The most common presentation was a young dog with sudden wobbliness and heightened sensitivity after going outside or visiting a public place. THC toxicity is rarely fatal in dogs, but it can look alarming. Other toxins, including certain mushrooms, prescription medications, and rodenticides, can also cause neurological symptoms that mimic hallucinations.

Compulsive Light and Shadow Chasing

Some dogs develop a fixation on lights, shadows, or reflections that can look like they’re seeing invisible things. This is most common in high-energy, high-drive breeds, particularly herding and hunting dogs from working lines. What often starts as a playful quirk, chasing a sunbeam across the floor or fixating on a reflection, can escalate into a full obsessive-compulsive pattern where the dog compulsively scans walls and floors for any flicker of light or shadow movement.
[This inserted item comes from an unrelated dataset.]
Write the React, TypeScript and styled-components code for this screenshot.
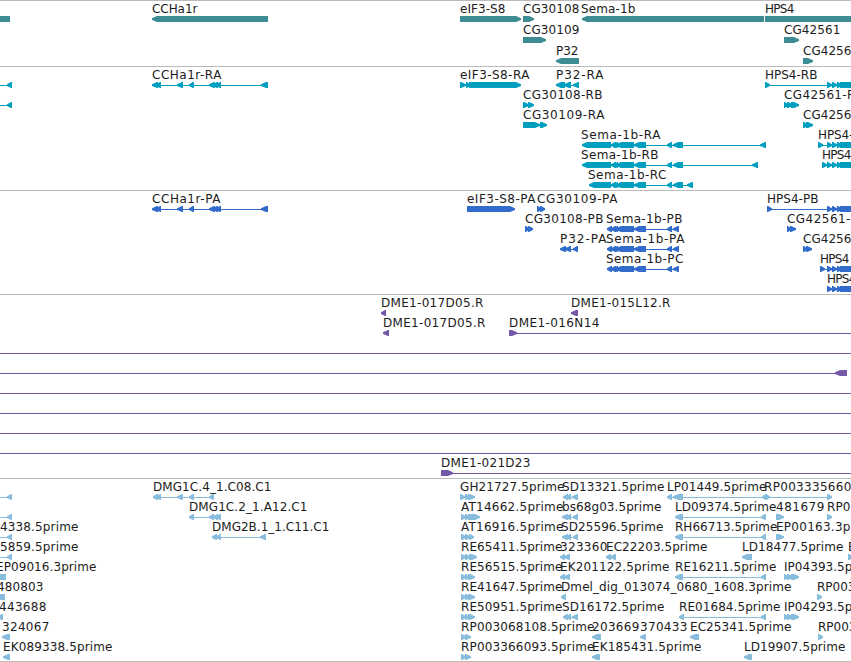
import React from 'react';
import styled, { createGlobalStyle } from 'styled-components';

const GlobalStyle = createGlobalStyle`
  body {
    margin: 0;
    background: #fff;
    overflow: hidden;
  }
`;

const Browser = styled.main`
  display: flex;
  flex-direction: column;
  width: 851px;
  height: 662px;
  overflow: hidden;
  background: #fff;
`;

const TrackPanel = styled.section<{ $height: number }>`
  flex: none;
  box-sizing: border-box;
  height: ${(p) => p.$height}px;
  border-top: 1px solid #bbb;
`;

const BottomRule = styled.div`
  flex: none;
  height: 1px;
  background: #bbb;
`;

const Canvas = styled.svg<{ $color: string }>`
  display: block;
  overflow: hidden;
  color: ${(p) => p.$color};
`;

const Label = styled.text`
  font-family: 'DejaVu Sans', sans-serif;
  font-size: 12px;
  fill: #1c1c1c;
  white-space: pre;
`;

type Span = [number, number];

type Feature = {
  dir: 'L' | 'R';
  exons: Span[];
  line?: Span;
  // text, left edge, right edge
  label?: [string, number, number];
};

type TrackData = {
  name: string;
  color: string;
  height: number;
  pitch: number;
  rows: Feature[][];
};

const left = (exons: Span[], line?: Span, label?: Feature['label']): Feature => ({
  dir: 'L',
  exons,
  line,
  label,
});

const right = (exons: Span[], line?: Span, label?: Feature['label']): Feature => ({
  dir: 'R',
  exons,
  line,
  label,
});

const edge = () => left([[7, 12]], [-5, 12]);

const cchExons: Span[] = [
  [152, 158],
  [156, 161],
  [177, 183],
  [189, 194],
  [209, 215],
  [213, 218],
  [216, 221],
  [261, 268],
];

const hpsExons: Span[] = [
  [827, 832],
  [832, 837],
  [837, 842],
  [840, 870],
];

const semaMiddle: Span[] = [
  [611, 616],
  [614, 618],
  [616, 634],
  [634, 646],
  [667, 672],
];

const semaProtein: Span[] = [[607, 612], ...semaMiddle, [673, 679]];

const threeExons: Span[] = [
  [461, 466],
  [465, 470],
  [468, 475],
];

const sdExons: Span[] = [
  [563, 568],
  [566, 571],
  [572, 578],
];

const ipExons: Span[] = [
  [784, 788],
  [787, 793],
  [791, 799],
];

const tracks: TrackData[] = [
  {
    name: 'genes',
    color: '#3d8c93',
    height: 66,
    pitch: 21,
    rows: [
      [
        left([[-10, 10]]),
        left([[152, 268]], undefined, ['CCHa1r', 152, 197]),
        right([[460, 521]], undefined, ['eIF3-S8', 460, 505]),
        right([[523, 534]], undefined, ['CG30108', 523, 579]),
        left([[582, 764]], undefined, ['Sema-1b', 581, 635]),
        right([[765, 870]], undefined, ['HPS4', 765, 794]),
      ],
      [
        right([[523, 546]], undefined, ['CG30109', 523, 579]),
        right([[784, 799]], undefined, ['CG42561', 784, 840]),
      ],
      [
        left([[556, 579]], undefined, ['P32', 556, 578]),
        right([[803, 813]], undefined, ['CG4256', 803, 851]),
      ],
    ],
  },
  {
    name: 'transcripts',
    color: '#009fbf',
    height: 124,
    pitch: 20,
    rows: [
      [
        edge(),
        left(cchExons, [152, 268], ['CCHa1r-RA', 152, 221]),
        right([[460, 466], [466, 470], [469, 521]], [460, 521], ['eIF3-S8-RA', 460, 529]),
        left([[556, 565], [564, 571], [573, 579]], [556, 579], ['P32-RA', 556, 603]),
        right([[765, 770], ...hpsExons], [765, 860], ['HPS4-RB', 765, 817]),
      ],
      [
        edge(),
        right([[523, 529], [528, 534]], [523, 534], ['CG30108-RB', 523, 602]),
        right(ipExons, [784, 799], ['CG42561-R', 784, 855]),
      ],
      [
        right([[523, 540], [540, 547]], [523, 547], ['CG30109-RA', 523, 604]),
        right([[803, 808], [806, 813]], [803, 813], ['CG4256', 803, 851]),
      ],
      [
        left([[582, 611], ...semaMiddle, [673, 683], [760, 766]], [582, 766], ['Sema-1b-RA', 581, 660]),
        right([[818, 823], ...hpsExons], [818, 860], ['HPS4-', 818, 853]),
      ],
      [
        left([[582, 611], ...semaMiddle, [673, 683], [752, 758]], [582, 758], ['Sema-1b-RB', 581, 658]),
        right([[822, 827], ...hpsExons], [822, 860], ['HPS4', 822, 851]),
      ],
      [left([[589, 611], ...semaMiddle, [673, 683], [687, 693]], [589, 693], ['Sema-1b-RC', 588, 666])],
    ],
  },
  {
    name: 'proteins',
    color: '#316bcb',
    height: 104,
    pitch: 20,
    rows: [
      [
        left(cchExons, [152, 268], ['CCHa1r-PA', 152, 220]),
        right([[467, 515]], undefined, ['eIF3-S8-PA', 467, 535]),
        right([[537, 541], [540, 545]], [537, 545], ['CG30109-PA', 537, 617]),
        right([[767, 772], ...hpsExons], [767, 860], ['HPS4-PB', 767, 818]),
      ],
      [
        right([[525, 529], [528, 533]], [525, 533], ['CG30108-PB', 525, 603]),
        left(semaProtein, [607, 679], ['Sema-1b-PB', 606, 682]),
        right([[787, 791], [790, 796]], [787, 796], ['CG42561-', 787, 850]),
      ],
      [
        left([[560, 566], [565, 571], [573, 578]], [560, 578], ['P32-PA', 560, 606]),
        left(semaProtein, [607, 679], ['Sema-1b-PA', 606, 684]),
        right([[803, 807], [806, 812]], [803, 812], ['CG4256', 803, 851]),
      ],
      [
        left(semaProtein, [607, 679], ['Sema-1b-PC', 606, 683]),
        right([[820, 825], ...hpsExons], [820, 860], ['HPS4', 820, 849]),
      ],
      [right(hpsExons, [827, 860], ['HPS4', 827, 856])],
    ],
  },
  {
    name: 'clones',
    color: '#7559a8',
    height: 184,
    pitch: 20,
    rows: [
      [
        left([[381, 386]], undefined, ['DME1-017D05.R', 381, 483]),
        left([[571, 578]], undefined, ['DME1-015L12.R', 571, 670]),
      ],
      [
        left([[383, 389]], undefined, ['DME1-017D05.R', 383, 485]),
        right([[509, 517]], [509, 860], ['DME1-016N14', 509, 599]),
      ],
      [left([], [-5, 860])],
      [left([[835, 847]], [-5, 847])],
      [left([], [-5, 860])],
      [left([], [-5, 860])],
      [left([], [-5, 860])],
      [left([], [-5, 860])],
      [right([[441, 453]], [441, 860], ['DME1-021D23', 441, 530])],
    ],
  },
  {
    name: 'ests',
    color: '#87bcdd',
    height: 183,
    pitch: 20,
    rows: [
      [
        edge(),
        left([[153, 158], [156, 161], [177, 183], [189, 194], [209, 214]], [153, 214], ['DMG1C.4_1.C08.C1', 153, 271]),
        right([[460, 465], [465, 470], [468, 475]], [460, 475], ['GH21727.5prime', 460, 564]),
        left(sdExons, [563, 578], ['SD13321.5prime', 562, 664]),
        left([[667, 672], [673, 683], [762, 767]], [667, 766], ['LP01449.5prime', 667, 766]),
        right([[765, 770], [827, 832]], [765, 832], ['RP003335660', 764, 851]),
      ],
      [
        edge(),
        left([[189, 194], [209, 214], [213, 218], [216, 221]], [189, 221], ['DMG1C.2_1.A12.C1', 189, 307]),
        right([[461, 466], [465, 470], [468, 480]], [461, 480], ['AT14662.5prime', 461, 563]),
        left([[562, 568], [566, 571], [573, 578]], [562, 578], ['bs68g03.5prime', 562, 661]),
        left([[675, 683], [761, 766]], [675, 766], ['LD09374.5prime', 675, 776]),
        right([[776, 784]], undefined, ['481679', 776, 824]),
        right([[827, 832]], undefined, ['RP0', 827, 850]),
      ],
      [
        { ...edge(), label: ['4338.5prime', 0, 78] },
        left([[212, 217], [216, 221], [260, 266]], [212, 266], ['DMG2B.1_1.C11.C1', 212, 329]),
        right([[461, 466], [465, 470], [469, 474]], [461, 474], ['AT16916.5prime', 461, 563]),
        left([[562, 568], [566, 571], [573, 578]], [562, 578], ['SD25596.5prime', 561, 663]),
        left([[675, 683], [761, 766]], [675, 766], ['RH66713.5prime', 675, 777]),
        right([[776, 784]], undefined, ['EP00163.3p', 776, 850]),
      ],
      [
        { ...edge(), label: ['5859.5prime', 0, 78] },
        right([[461, 466], [465, 470], [469, 477]], [461, 477], ['RE65411.5prime', 461, 562]),
        left([[560, 565], [564, 570]], [560, 570], ['323360', 560, 607]),
        left([[606, 611], [610, 616]], [606, 616], ['EC22203.5prime', 606, 707]),
        left([[742, 752]], undefined, ['LD18477.5prime', 742, 843]),
        right([[848, 854]], undefined, ['E', 848, 854]),
      ],
      [
        left([[-6, 6]], undefined, ['EP09016.3prime', -4, 96]),
        right(threeExons, [461, 475], ['RE56515.5prime', 461, 562]),
        left([[560, 565], [564, 570]], [560, 570], ['EK201122.5prime', 560, 669]),
        left([[675, 683], [761, 766]], [675, 766], ['RE16211.5prime', 675, 776]),
        right(ipExons, [784, 799], ['IP04393.5p', 784, 852]),
      ],
      [
        left([[-6, 5]], undefined, ['480803', -3, 43]),
        right(threeExons, [461, 475], ['RE41647.5prime', 461, 562]),
        left([[561, 566]], undefined, ['Dmel_dig_013074_0680_1608.3prime', 561, 791]),
        right([[817, 822]], undefined, ['RP003', 817, 855]),
      ],
      [
        left([[-3, 3]], undefined, ['443688', -1, 46]),
        right(threeExons, [461, 475], ['RE50951.5prime', 461, 562]),
        left(sdExons, [563, 578], ['SD16172.5prime', 562, 664]),
        left([[679, 684], [761, 766]], [679, 766], ['RE01684.5prime', 679, 780]),
        right(ipExons, [784, 799], ['IP04293.5p', 784, 852]),
      ],
      [
        left([[2, 10]], undefined, ['324067', 2, 49]),
        right([[461, 466], [465, 471]], [461, 471], ['RP003068108.5prime', 461, 594]),
        left([[592, 601]], undefined, ['203669', 592, 639]),
        left([[640, 646]], undefined, ['370433', 640, 687]),
        left([[690, 699]], undefined, ['EC25341.5prime', 690, 791]),
        right([[818, 823]], undefined, ['RP003', 818, 856]),
      ],
      [
        left([[3, 10]], undefined, ['EK089338.5prime', 3, 112]),
        right([[461, 466], [465, 471]], [461, 471], ['RP003366093.5prime', 461, 594]),
        left([[592, 600]], undefined, ['EK185431.5prime', 592, 701]),
        left([[744, 752]], undefined, ['LD19907.5prime', 744, 845]),
      ],
    ],
  },
];

function exonPath([a, b]: Span, dir: Feature['dir'], y: number) {
  const head = Math.min(b - a, 6);
  if (dir === 'L') {
    return `M${b} ${y}H${a + head - 1}L${a} ${y + 2.3}V${y + 4}L${a + head - 1} ${y + 6}H${b}Z`;
  }
  return `M${a} ${y}H${b - head + 1}L${b} ${y + 2.3}V${y + 4}L${b - head + 1} ${y + 6}H${a}Z`;
}

function FeatureGlyph({ feature, top }: { feature: Feature; top: number }) {
  const { dir, exons, line, label } = feature;
  return (
    <g>
      {line && <rect x={line[0]} y={top + 18} width={line[1] - line[0]} height={1} fill="currentColor" />}
      {exons.map((exon, i) => (
        <path key={i} d={exonPath(exon, dir, top + 15)} fill="currentColor" />
      ))}
      {label && (
        <Label x={label[1]} y={top + 12} textLength={label[2] - label[1] + 0.4}>
          {label[0]}
        </Label>
      )}
    </g>
  );
}

function Track({ track }: { track: TrackData }) {
  return (
    <TrackPanel $height={track.height} aria-label={track.name}>
      <Canvas $color={track.color} width={851} height={track.height - 1}>
        {track.rows.map((row, r) =>
          row.map((feature, i) => (
            <FeatureGlyph key={`${r}-${i}`} feature={feature} top={r * track.pitch} />
          ))
        )}
      </Canvas>
    </TrackPanel>
  );
}

export default function App() {
  return (
    <>
      <GlobalStyle />
      <Browser>
        {tracks.map((track) => (
          <Track key={track.name} track={track} />
        ))}
        <BottomRule />
      </Browser>
    </>
  );
}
Laser pointers are a common trigger. The dot activates prey drive but never provides the satisfaction of a “catch,” which can wire a susceptible dog into an anxiety loop. If your dog is staring at walls, scanning floors, or pouncing at spots of light that have long since disappeared, compulsive behavior is worth considering, especially if the episodes intensify over time or your dog seems unable to disengage on their own.

What to Watch For

Video is the single most useful thing you can bring to a vet appointment. These episodes are often brief and hard to describe verbally, but a recording lets your vet see exactly what’s happening: whether your dog’s eyes are tracking something specific, whether their jaw is snapping, whether they seem conscious or glazed, and what the rest of their body is doing. Try to capture a few episodes from different angles if you can.

Pay attention to patterns. Episodes that happen around mealtimes or shortly after eating point toward GI causes. Behavior that’s identical every time and involves a period of confusion afterward suggests seizures. Gradual worsening in a senior dog, combined with disorientation or sleep changes, fits cognitive dysfunction. A sudden onset after an outing, paired with wobbliness and jumpiness, raises the question of toxin exposure. The timing, frequency, and surrounding context often matter as much as the behavior itself.